La noche antes de la final, no podía dormir. Le podía el ansia porque empezase el partido. Enfrente les esperaba un hueso duro de roer: Alemania; pero en el autobús, camino del estadio, volvieron a escucharse los mismos cánticos. En el vestuario, la Virgen de Luján presidió la última ceremonia antes de saltar al césped. El público animaba a los alemanes, a pesar de jugar un equipo latinoamericano, pero aquello, en vez de amedrentar, motivaba a Maradona. Al fin sonaron los himnos. «Me llegó como siempre», recuerda: «a mí el himno me llena el alma, me infla el pecho».

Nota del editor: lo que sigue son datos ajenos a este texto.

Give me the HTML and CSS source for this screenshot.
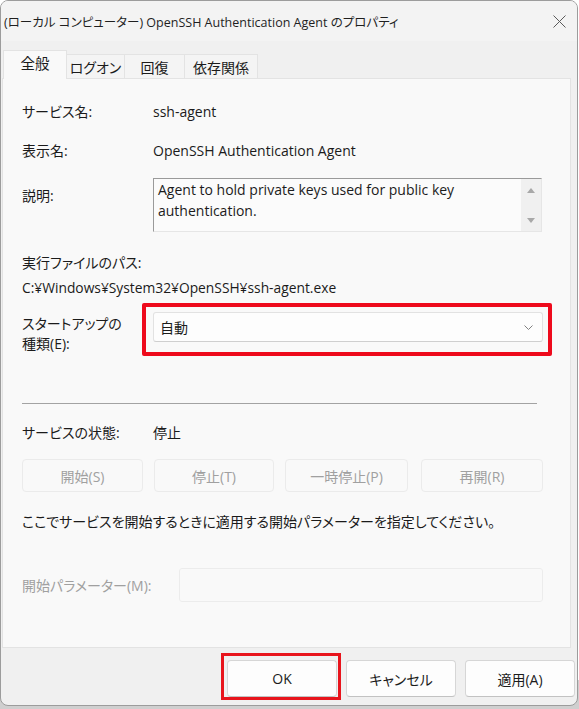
FILE: index.html
```html
<!DOCTYPE html>
<html lang="ja">
<head>
<meta charset="utf-8">
<title>OpenSSH Authentication Agent のプロパティ</title>
<link rel="stylesheet" href="styles.css">
</head>
<body>
<div class="window">
  <div class="titlebar">
    <span class="title">(ローカル コンピューター) OpenSSH Authentication Agent のプロパティ</span>
    <svg class="close" width="13" height="13" viewBox="0 0 13 13"><path d="M0.5 0.5 L12.5 12.5 M12.5 0.5 L0.5 12.5" stroke="#5a5a5a" stroke-width="1" fill="none"/></svg>
  </div>
  <div class="tabs">
    <div class="tab active">全般</div>
    <div class="tab t-logon">ログオン</div>
    <div class="tab t-recovery">回復</div>
    <div class="tab t-deps">依存関係</div>
  </div>
  <div class="panel">
    <div class="row r-name"><span class="label">サービス名:</span><span class="value">ssh-agent</span></div>
    <div class="row r-display"><span class="label">表示名:</span><span class="value">OpenSSH Authentication Agent</span></div>
    <div class="row r-desc">
      <span class="label">説明:</span>
      <div class="desc">
        <div class="desc-text">Agent to hold private keys used for public key authentication.</div>
        <div class="scroll">
          <span class="arrow up"></span>
          <span class="arrow down"></span>
        </div>
      </div>
    </div>
    <div class="row r-pathlabel"><span class="label">実行ファイルのパス:</span></div>
    <div class="row r-path"><span class="path">C:¥Windows¥System32¥OpenSSH¥ssh-agent.exe</span></div>
    <div class="row r-startup">
      <span class="label two">スタートアップの<br>種類(E):</span>
      <div class="select-wrap">
        <div class="select"><span>自動</span><svg class="chev" width="9" height="5" viewBox="0 0 9 5"><path d="M0.5 0.5 L4.5 4.5 L8.5 0.5" stroke="#808080" stroke-width="1" fill="none"/></svg></div>
        <div class="highlight hl-select"></div>
      </div>
    </div>
    <div class="sep"></div>
    <div class="row r-status"><span class="label">サービスの状態:</span><span class="value">停止</span></div>
    <div class="btnrow">
      <div class="dbtn b1">開始(S)</div>
      <div class="dbtn b2">停止(T)</div>
      <div class="dbtn b3">一時停止(P)</div>
      <div class="dbtn b4">再開(R)</div>
    </div>
    <div class="row r-info"><span class="info">ここでサービスを開始するときに適用する開始パラメーターを指定してください。</span></div>
    <div class="row r-param"><span class="label dim">開始パラメーター(M):</span><div class="param-input"></div></div>
  </div>
  <div class="footer">
    <div class="okwrap"><div class="btn">OK</div><div class="highlight hl-ok"></div></div>
    <div class="btn">キャンセル</div>
    <div class="btn">適用(A)</div>
  </div>
</div>
</body>
</html>
```

FILE: styles.css
```css
* { box-sizing: border-box; }
html, body {
  margin: 0;
  padding: 0;
}
body {
  width: 579px;
  height: 709px;
  overflow: hidden;
  background: linear-gradient(#ffffff 0 680px, #cfcfcf 680px);
  font-family: "Open Sans", "Noto Sans CJK JP", sans-serif;
  font-feature-settings: "palt";
  font-size: 14px;
  color: #1b1b1b;
}
.window {
  width: 578px;
  height: 706px;
  border: 1px solid #9c9c9c;
  border-radius: 8px;
  background: #f0f0f0;
  overflow: hidden;
}
.titlebar {
  height: 40px;
  display: flex;
  align-items: center;
  justify-content: space-between;
  padding: 0 11px 0 3px;
  background: #f3f3f3;
}
.title {
  font-size: 12.5px;
  color: #1f1f1f;
  white-space: nowrap;
}
.tabs {
  display: flex;
  align-items: flex-end;
  height: 28px;
  margin-top: 9px;
  padding-left: 2px;
  position: relative;
  z-index: 2;
}
.tab {
  height: 24px;
  border: 1px solid #e3e3e3;
  border-bottom: none;
  background: #f4f4f4;
  display: flex;
  align-items: center;
  justify-content: center;
  font-size: 14px;
  margin-left: -1px;
}
.tab.active {
  height: 29px;
  width: 64px;
  background: #f9f9f9;
  font-size: 14.5px;
  padding-bottom: 5px;
  margin-left: 0;
  margin-bottom: -1px;
}
.t-logon { width: 59px; }
.t-recovery { width: 61px; }
.t-deps { width: 74px; }
.panel {
  margin-left: 1px;
  width: 569px;
  height: 570px;
  border: 1px solid #e3e3e3;
  background: #f9f9f9;
  padding-left: 19px;
  display: flex;
  flex-direction: column;
  position: relative;
  z-index: 1;
}
.row {
  display: flex;
  align-items: center;
  height: 24px;
}
.label {
  width: 131px;
  flex: none;
  white-space: nowrap;
}
.value { white-space: nowrap; }
.r-name { margin-top: 20px; }
.r-display { margin-top: 15px; }
.r-desc {
  margin-top: 16px;
  height: 54px;
  align-items: flex-start;
}
.r-desc .label { padding-top: 7px; }
.desc {
  width: 389px;
  height: 54px;
  border: 1px solid #e6e6e6;
  border-top-color: #9a9a9a;
  border-left-color: #9a9a9a;
  background: #fbfbfb;
  display: flex;
}
.desc-text {
  flex: 1;
  padding: 0 4px;
  line-height: 21px;
  font-size: 14px;
}
.scroll {
  width: 20px;
  background: #f0f0f0;
  display: flex;
  flex-direction: column;
  justify-content: space-between;
  align-items: center;
  padding: 9px 0 8px;
}
.arrow {
  width: 0;
  height: 0;
  border-left: 4px solid transparent;
  border-right: 4px solid transparent;
}
.arrow.up { border-bottom: 5px solid #a8a8a8; }
.arrow.down { border-top: 5px solid #a8a8a8; }
.r-pathlabel { margin-top: 18px; }
.r-path { margin-top: 1px; }
.path { white-space: nowrap; font-size: 13.8px; }
.r-startup {
  margin-top: 13px;
  height: 44px;
  align-items: flex-start;
}
.label.two {
  line-height: 20px;
  padding-top: 2px;
}
.select-wrap { position: relative; }
.select {
  width: 390px;
  height: 30px;
  border: 1px solid #e2e2e2;
  border-bottom-color: #cfcfcf;
  border-radius: 3px;
  background: #fdfdfd;
  display: flex;
  align-items: center;
  justify-content: space-between;
  padding: 0 9px 0 6px;
}
.highlight {
  position: absolute;
  border: 4px solid #ee0a1c;
  border-radius: 2px;
  pointer-events: none;
}
.hl-select {
  left: -11px;
  top: -9px;
  width: 410px;
  height: 53px;
}
.sep {
  margin-top: 47px;
  width: 515px;
  height: 1px;
  background: #a3a3a3;
}
.r-status { margin-top: 16px; }
.btnrow {
  margin-top: 15px;
  display: flex;
  height: 33px;
}
.dbtn {
  height: 33px;
  border: 1px solid #ebebeb;
  border-radius: 4px;
  background: #f9f9f9;
  color: #a0a0a0;
  display: flex;
  align-items: center;
  justify-content: center;
}
.b1 { width: 121px; }
.b2 { width: 120px; margin-left: 11px; }
.b3 { width: 123px; margin-left: 11px; }
.b4 { width: 122px; margin-left: 13px; }
.r-info { margin-top: 17px; }
.info { white-space: nowrap; }
.r-param {
  margin-top: 35px;
  height: 34px;
}
.label.dim {
  width: 157px;
  color: #a0a0a0;
}
.param-input {
  width: 364px;
  height: 34px;
  border: 1px solid #ececec;
  border-radius: 3px;
  background: #f9f9f9;
}
.footer {
  display: flex;
  justify-content: flex-end;
  padding: 12px 2px 0 0;
  gap: 9px;
}
.okwrap { position: relative; }
.btn {
  width: 110px;
  height: 37px;
  border: 1px solid #d6d6d6;
  border-bottom-color: #c2c2c2;
  border-radius: 4px;
  background: #fdfdfd;
  display: flex;
  align-items: center;
  justify-content: center;
  font-size: 14px;
}
.hl-ok {
  left: -6px;
  top: -7px;
  width: 120px;
  height: 47px;
  border-width: 3px;
  border-color: #e8141c;
  border-radius: 0;
}
```
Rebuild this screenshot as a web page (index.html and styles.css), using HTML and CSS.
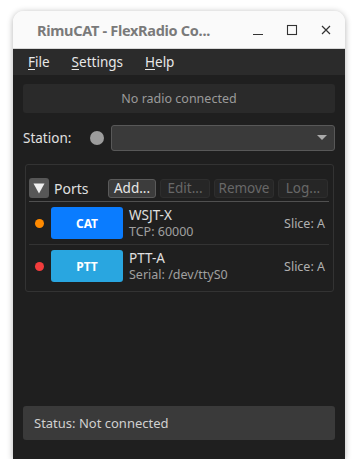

A los diez minutos, ganaban por dos goles a cero. Pero los alemanes vendieron cara la derrota y empataron a base de bombardear el área argentina con balones colgados. Sin embargo, aquel era el momento del Diego y él lo sabía. Cuando el árbitro pitó el final, se desató la locura. «¡Campeón del mundo!», exclama el recordarlo desde su sofá. «¿Sabés lo que es eso, sabés lo que es ser campeón del mundo con la camiseta de tu país, con tu camiseta? No se compara con nada más». Muchos aficionados saltaron al terreno de juego. Entre ellos, Roberto Cejas, un argentino que había viajado a México sin entrada y que acabó llevando sobre sus hombros al hombre que acababa de convertirse en rey del mundo. Cuenta Maradona que le pidió sus botas, las Puma King mágicas, y que tuvo que negarse a entregárselas.

Durante el viaje de vuelta a su país, en el avión, apenas soltó la copa. La acunó, la besó, la arrulló, se durmió con ella y seguramente tuvo miedo de despertar de aquel dulce sueño. Al llegar fueron conscientes de lo que habían logrado. Todo el pueblo se había echado a las calles para recibirles. «Al salir al balcón de la Casa Rosada, con la Copa del Mundo entre las manos, me sentí Juan Domingo Perón cuando le hablaba a la gente». Acababa de convertirse en uno de los pocos argentinos que sabía cuánto pesaba la gloria de todo un pueblo. Algo que nunca olvidará porque, como él dice, le pegaron todo tipo de patadas, pero ninguna en la memoria.